Zwei Zugaben hat Bernheim vorbereitet. Die erste hätte eigentlich nicht besser ausgewählt sein können. Die wahrlich alles andere als einfach zu singende und gefürchtete Arie des Nadir aus Bizets Die Perlenfischer, Je crois entendre encore, die sehr hoch liegt und mit ihren zarten Spitzentönen im Piano einem Tenor viel abverlangt. Das muss man erst mal singen können. Bernheim kann es. Und wie! Es ist schon erstaunlich mit welcher Leichtigkeit und technischer Perfektion Bernheim diese Arie singt.
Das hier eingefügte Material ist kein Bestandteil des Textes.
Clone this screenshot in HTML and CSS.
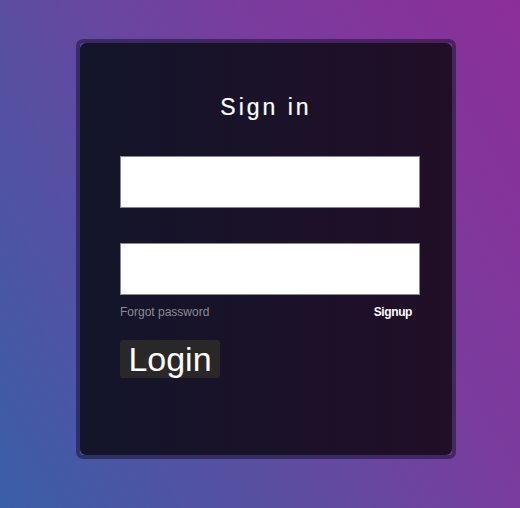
FILE: index.html
```html
<!DOCTYPE html>
<html>
<head>
<meta charset="utf-8">
<link rel="stylesheet" href="styles.css">
</head>
<body>
<div class="card">
  <div class="inner">
    <h1 class="title">Sign in</h1>
    <form class="form">
      <input class="field" type="text">
      <input class="field field-second" type="password">
      <div class="links">
        <a class="forgot">Forgot password</a>
        <a class="signup">Signup</a>
      </div>
      <button class="login" type="button">Login</button>
    </form>
  </div>
</div>
</body>
</html>
```
FILE: styles.css
```css
html, body {
  margin: 0;
  height: 100%;
}
body {
  background: linear-gradient(60deg, #3a5ea8 0%, #5a4ea0 35%, #7a3c9e 65%, #8c2e9a 100%);
  padding: 39px 0 0 76px;
  box-sizing: border-box;
  font-family: "Liberation Sans", Arial, sans-serif;
}
.card {
  width: 380px;
  height: 420px;
  box-sizing: border-box;
  border: 4px solid rgba(25, 18, 50, 0.55);
  border-radius: 7px;
  background-clip: padding-box;
}
.inner {
  height: 100%;
  border-radius: 6px;
  background: linear-gradient(90deg, #13152a 0%, #1a1229 50%, #210e27 100%);
  padding: 51px 0 0 40px;
  box-sizing: border-box;
}
.title {
  margin: 0 0 0 -40px;
  text-align: center;
  font-weight: normal;
  font-size: 23px;
  line-height: 26px;
  letter-spacing: 3px;
  color: #ffffff;
  -webkit-text-stroke: 0.2px #ffffff;
}
.form {
  display: flex;
  flex-direction: column;
  align-items: flex-start;
  width: 300px;
  margin-top: 36px;
}
.field {
  width: 300px;
  height: 52px;
  box-sizing: border-box;
  margin: 0;
  border: 1px solid #8a8a8a;
  background: #fff;
}
.field-second {
  margin-top: 35px;
}
.links {
  display: flex;
  justify-content: space-between;
  width: 292px;
  margin-top: 10px;
  font-size: 12px;
  line-height: 14px;
}
.forgot {
  color: #8e8b96;
}
.signup {
  color: #ffffff;
  font-weight: bold;
  letter-spacing: -0.4px;
}
.login {
  margin-top: 21px;
  width: 100px;
  height: 38px;
  padding: 0 0 1px;
  border: none;
  border-radius: 3px;
  background: #2a2729;
  color: #ffffff;
  font-family: "Liberation Sans", Arial, sans-serif;
  font-size: 34px;
  line-height: 36px;
  text-align: center;
}
```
Ihm stehen einfach alle Noten und Töne zur Verfügung. Dabei schimmert die Stimme in den sinnlichsten Farben. Das macht ihm in dieser Qualität so schnell wirklich keiner nach.
Und als dann die ersten Takte von Dein ist mein ganzes Herz vernommen werden, geht natürlich ein Raunen durch das Publikum. Bernheim singt den Tenorreißer von Lehár mit Hingabe, Verve und kräftigen Spitzentönen. Das Publikum bricht in Begeisterungsstürme aus.
Foto: Lukas Link
Am Ende dann großer Jubel und viele Bravo-Rufe im Haus am Ring worüber sich Bernheim sichtlich freut. Charmant ist, wie er Matheson für einen Soloapplaus in den Mittelpunkt rückt und danach auch dem Publikum dankt. Sehr sympathisch.
Am Bühnentürl warten dann viele begeisterte Konzertbesucher auf den Tenor, der auch schnell erscheint, Geschenke erhält und sich freudestrahlend viel Zeit für Gespräche und Fotos mit den Fans nimmt. Wieder sehr sympathisch.
Dieser Tenor ist ein Glücksfall für die Opernwelt. In jeder Hinsicht.